Invention of Artificial Satellites- Sputnik 1 at October, 1957

Artificial Satellite

“Sputnik 1 (The first Invention of Artificial Satellite) fascinated and frightened vast numbers of people.” By Don Mitchell, “Sputnik: 50 Years Ago”

Sputnik 1 was the first artificial Earth satellite. The Soviet Union launched the first artificial satellite, Sputnik 1, on October, 1957, thus triggering the space race with the United States.
Sputnik itself provided scientists with valuable information, even though it was not equipped with scientific instruments. The density of the upper atmosphere could be deduced from its drag on the orbit, and the propagation of its radio signals gave information about the ionosphere. Sputnik 1 was a nitrogen-filled sphere about the size of a beach ball-23 inched (58cm) across-which orbited the Earth every ninety-six minutes. It had four long, whip like aerials that transmitted information back to Earth. In November the year, Sputnik 2 carried a living passenger, the dog Laika, into space. (It is thought that Laika only survived a few hours rather than the intended ten days because of stress and overheating.) By August 1960, when Sputnik 5 was launched two dogs, forty mice, two rats, and a collection of plants had been sent into orbit. The goal was the manned exploration of space.

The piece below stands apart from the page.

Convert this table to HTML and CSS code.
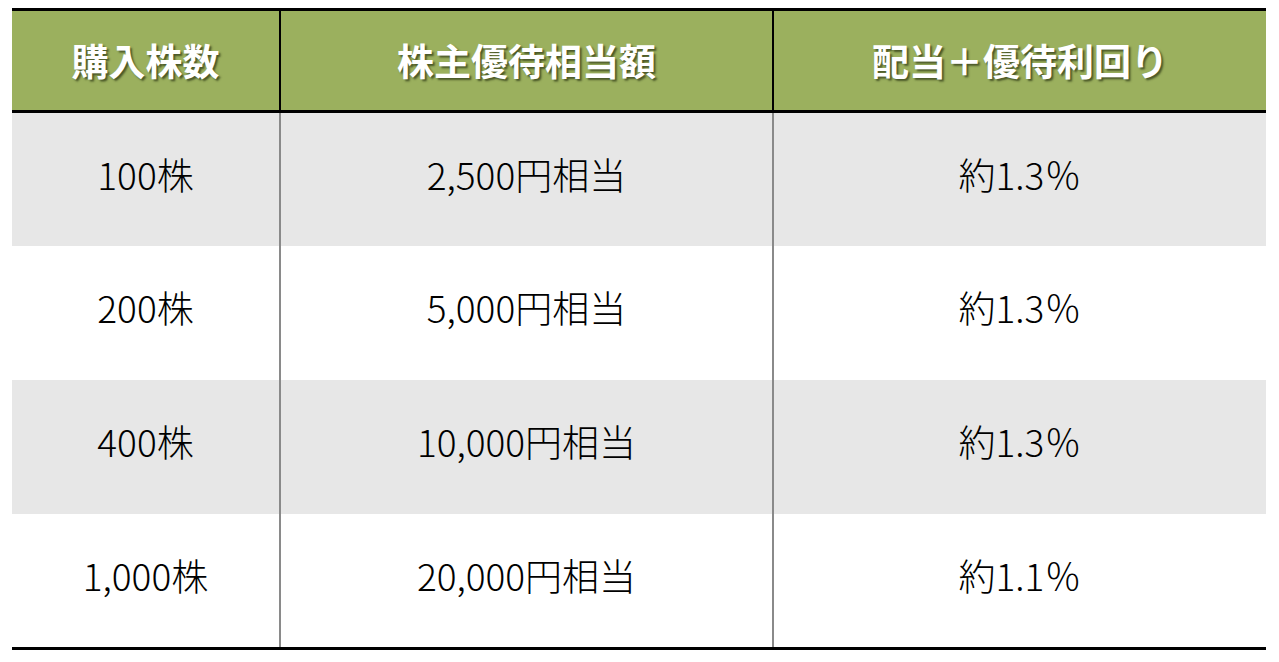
FILE: index.html
```html
<!DOCTYPE html>
<html lang="ja">
<head>
<meta charset="utf-8">
<link rel="stylesheet" href="styles.css">
</head>
<body>
<div class="page">
  <div class="table">
    <div class="cell head">購入株数</div>
    <div class="cell head div">株主優待相当額</div>
    <div class="cell head div">配当＋優待利回り</div>

    <div class="cell odd">100株</div>
    <div class="cell odd div">2,500円相当</div>
    <div class="cell odd div">約1.3％</div>

    <div class="cell even">200株</div>
    <div class="cell even div">5,000円相当</div>
    <div class="cell even div">約1.3％</div>

    <div class="cell odd">400株</div>
    <div class="cell odd div">10,000円相当</div>
    <div class="cell odd div">約1.3％</div>

    <div class="cell even">1,000株</div>
    <div class="cell even div">20,000円相当</div>
    <div class="cell even div">約1.1％</div>
  </div>
</div>
</body>
</html>
```

FILE: styles.css
```css
html, body {
  margin: 0;
  padding: 0;
  background: #ffffff;
}

.page {
  padding: 8px 0 0 12px;
}

.table {
  width: 1254px;
  display: grid;
  grid-template-columns: 267px 493px 494px;
  grid-template-rows: 102px 133px 134px 134px 133px;
  border-top: 3px solid #000;
  border-bottom: 3px solid #000;
  font-family: "Noto Sans CJK JP", "Noto Sans", sans-serif;
}

.cell {
  display: flex;
  align-items: center;
  justify-content: center;
  box-sizing: border-box;
  font-size: 37px;
  font-weight: 300;
  color: #000;
  padding-bottom: 12px;
}

.cell.div {
  border-left: 2px solid #8a8a8a;
}

.head {
  background: #9bb05e;
  color: #fff;
  font-weight: bold;
  font-size: 37px;
  border-bottom: 3px solid #000;
  padding-bottom: 2px;
  text-shadow: 2px 2px 2px rgba(30, 40, 10, 0.65);
}

.head.div {
  border-left-color: #000;
}

.odd {
  background: #e7e7e7;
}

.even {
  background: #ffffff;
}
```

The United States were taken horribly by surprise by the Soviets achievement and responded by pumping money into space research and founding NASA, the National Aeronautics and Space Administration. Soon near-Earth space was being crisscrossed by a variety of artificial satellites.

Around 40 countries have since manufactured and launched their own artificial satellites. About 3,000 useful satellites are thought to be orbiting Earth, along with 6,000 pieces of ‘space junk’ (such a empty fuel tanks and rocket boosters). Although artificial satellites have orbited the moon, the sun, asteroids, and planets, most are operated orbiting the Earth. They are used to study the universe, forecast weather, transmit telephone calls and television broadcast, and assist in sea and air navigation as well as military activities.